For reference, these are the temperature ranges of the coldness categories I used:

• Ice Cold = 0–4 c – “Just out of the fridge”
• Chilled, refreshing = 5–8 c – “Still cold, perfect”
• Cool to cold = 9–12 c – “Still fine” for most people
• Cool-ish = 13–15 c – “Not cold, but OK”
• Mild or warm = 16 c+ – “This is getting too warm”

So after a full hour sitting out, the IceCozy system kept the drink in the “Chilled, refreshing” zone, while the unprotected can was already well into warm territory.
And the best part? – Even at the 90-minute mark, the IceCozy setup was still holding at just 8c — still within the refreshing zone — while the open can had climbed to nearly 14c.

Here is the formulation I have arrived at, and it works really well. This recipe will create 400g of gel, which is enough for filling 4 IceCozies (100g in each).

Xanthan Gum Syrup Gel Recipe for Freezer Pack

Ingredients:

• 200 ml or 200 g (~¾ cup) hot water (just under boiling is best for dissolving sugar)
• 200 g (~1 cup) white sugar (1:1 sugar-to-water ratio)
• 0.6 g xanthan gum (≈¼ teaspoon)
• 3–5 g salt (½ to 1 tsp)

Steps:

1. Mix dry ingredients: Combine sugar, xanthan gum, and salt in a large bowl. Stir/mix well.
2. Add hot water: Pour the hot water onto the dry mix and whisk for 30–60 seconds until smooth.
3. Let rest 5–10 min: It will thicken as it cools.
4. Pour into IceCozy cup up to the threads while warm. Exactly 100g (3.5 oz) of solution is perfect in one IceCozy.

How to Get the Best Cooling Performance

• Pre-chill your drink – Start with a can that’s been refrigerated for several hours — the IceCozy is designed to maintain cold, not create it.
• Freeze your IceCozy solid – Let it freeze overnight for best results. The syrup-based gel stays colder longer than regular ice. Freeze several so you have more standing by when needed.
• Assemble just before use – Place the frozen IceCozy inside the DrinkColder and drop your can in.
• Keep it out of the sun – Use the DrinkColder to create additional insulation and shade your beverage from the sun. For even greater effect, keep the DrinkColder out of the direct sun.
• Don’t open it often – Every time you lift the can, you let warmth in — keep it sealed when not sipping.

IMPORTANT:

This method of keeping your beverage cool depends entirely on starting with a refrigerated drink. The IceCozy contains about 100 ml of syrup, while a 12 fl oz beverage holds approximately 355 ml of liquid. That gives the IceCozy about 8,000 J of thermal capacity compared to the drink’s 20,800 J. In other words, it’s not designed to chill a warm beverage — only to help keep a cold one cold for longer.

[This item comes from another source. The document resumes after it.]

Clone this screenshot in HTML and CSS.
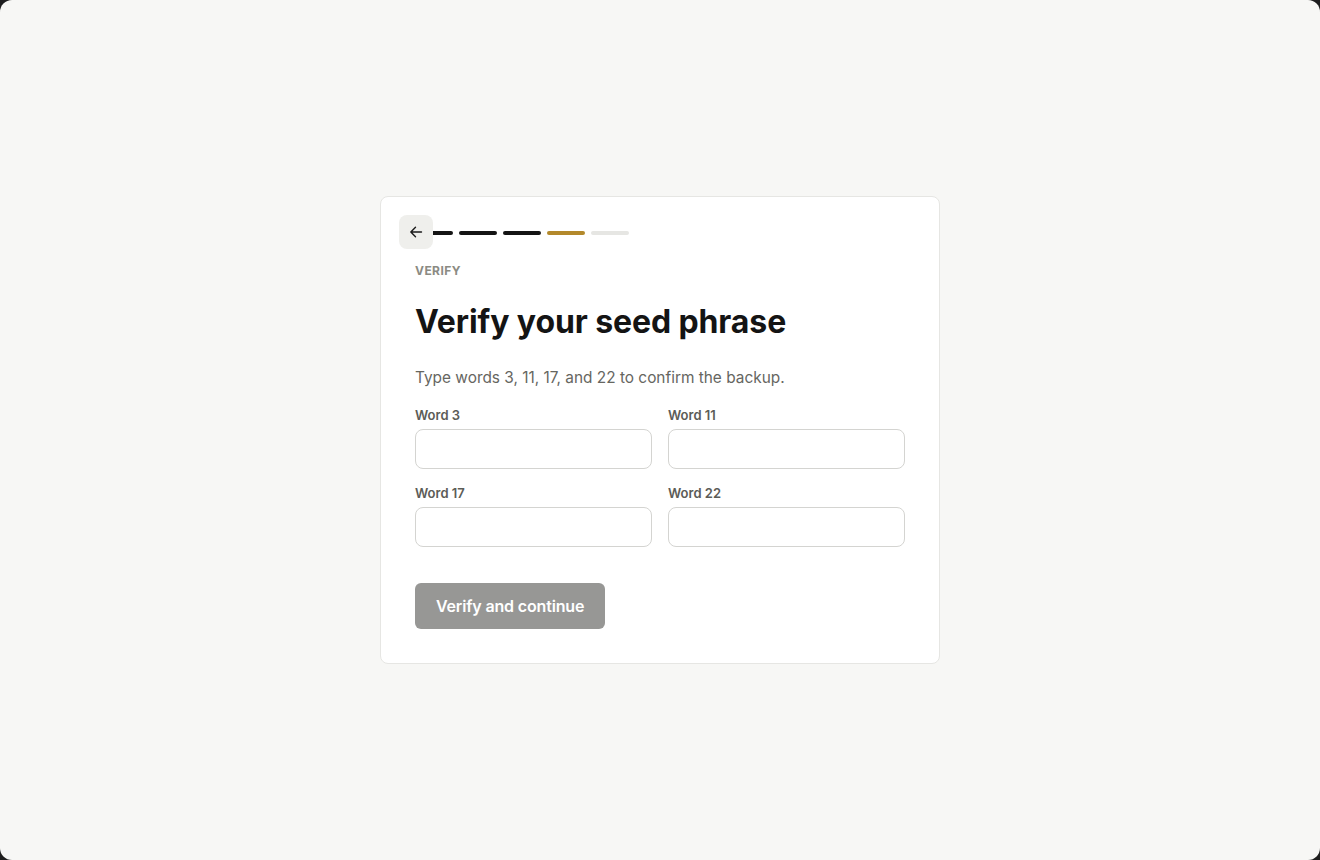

Freezing the IceCozy means -18c (freezer temperature).

Print Settings

Functional designs (such as this one) generally require more strength than non-functional designs and more strength than the typical default slicer settings provide, so please review your slicer settings carefully.

In order to make these parts more likely to retain water, please set the Flow Rate to 103% in your slicer. If needed, you can go higher up to 105%.

This product was designed for a 0.4mm nozzle, a 0.2mm layer height. For best results I suggest the following:

Assembly Notes

There is not too much to say about assembly. Make your solution, and while it is still warm, pour it into the IceCozy cup. I have included a design for a funnel to help with this process but you could also use a squeeze bottle.

Fill the solution up to the threads. You do not need to leave headspace beyond that as there is a gap in the lid.

It can be very beneficial to apply some lubricant or cooking oil on the threads of the lid before screwing it into place.